1. graph_construction
This folder contains the data and code for building a graph of the watershed-river-waterbody hydrological system. It uses data from the Watershed Boundary Dataset (link here) and the National Hydrography Dataset (link here) as a basis and builds a list of directed edges. We use NetworkX to build and visualize the list as a graph.
-
case_studies
This folder contains three .ipynb files for three separate case studies. These three case studies focus on how "Hydrology Graphs" can be used to analyze pollutant impacts in surface waters. Details of these case studies can be found in the manuscript above.
-
DNR_data
This folder contains data from the Wisconsin Department of Natural Resources (DNR) on water quality in several Wisconsin lakes. The data was obtained from here using the file Web_scraping_script.py. The original downloaded reports are found in the folder original_lake_reports. These reports were then cleaned and reformatted using the script DNR_data_filter.ipynb. The resulting, cleaned reports are found in the Lakes folder.
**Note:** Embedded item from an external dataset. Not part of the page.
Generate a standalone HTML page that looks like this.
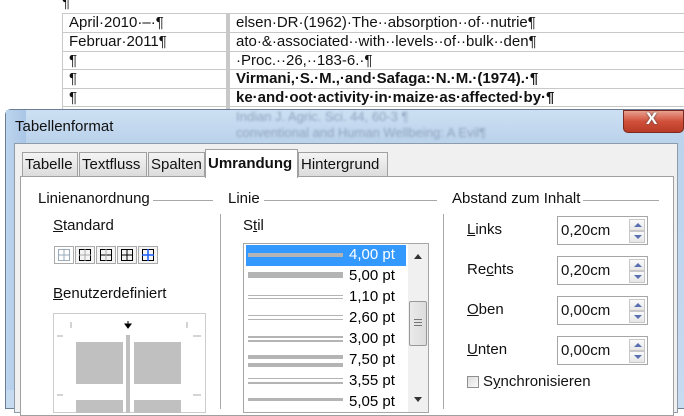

Each subfolder of the Lakes folder contains data for a single lake. The two .csvs lake_index_WBIC.csv contain an index for what lake each numbered subfolder corresponds. In addition, we added the corresponding COMID in lake_index_WBIC_COMID.csv by matching the NHDPlusV2 data to the Wisconsin DNR's 24k Hydro Waterbodies dataset which we downloaded from here. The DNR's reported data only matches lakes to a waterbody identification code (WBIC), so we use HYDROLakes (indexed by WBIC) to match to the COMID. This is done in the DNR_data_filter.ipynb script as well.
Python Versions
The .py files in graph_construction/ were run using Python version 3.9.7. The scripts used the following packages and version numbers:
geopandas (0.10.2)
shapely (1.8.1.post1)
tqdm (4.63.0)
networkx (2.7.1)
pandas (1.4.1)
numpy (1.21.2).
This dataset is associated with the following publication:
Cole, D.L., G.J. Ruiz-Mercado, and V.M. Zavala. A graph-based modeling framework for tracing hydrological pollutant transport in surface waters. COMPUTERS AND CHEMICAL ENGINEERING. Elsevier Science Ltd, New York, NY, USA, 179: 108457, (2023).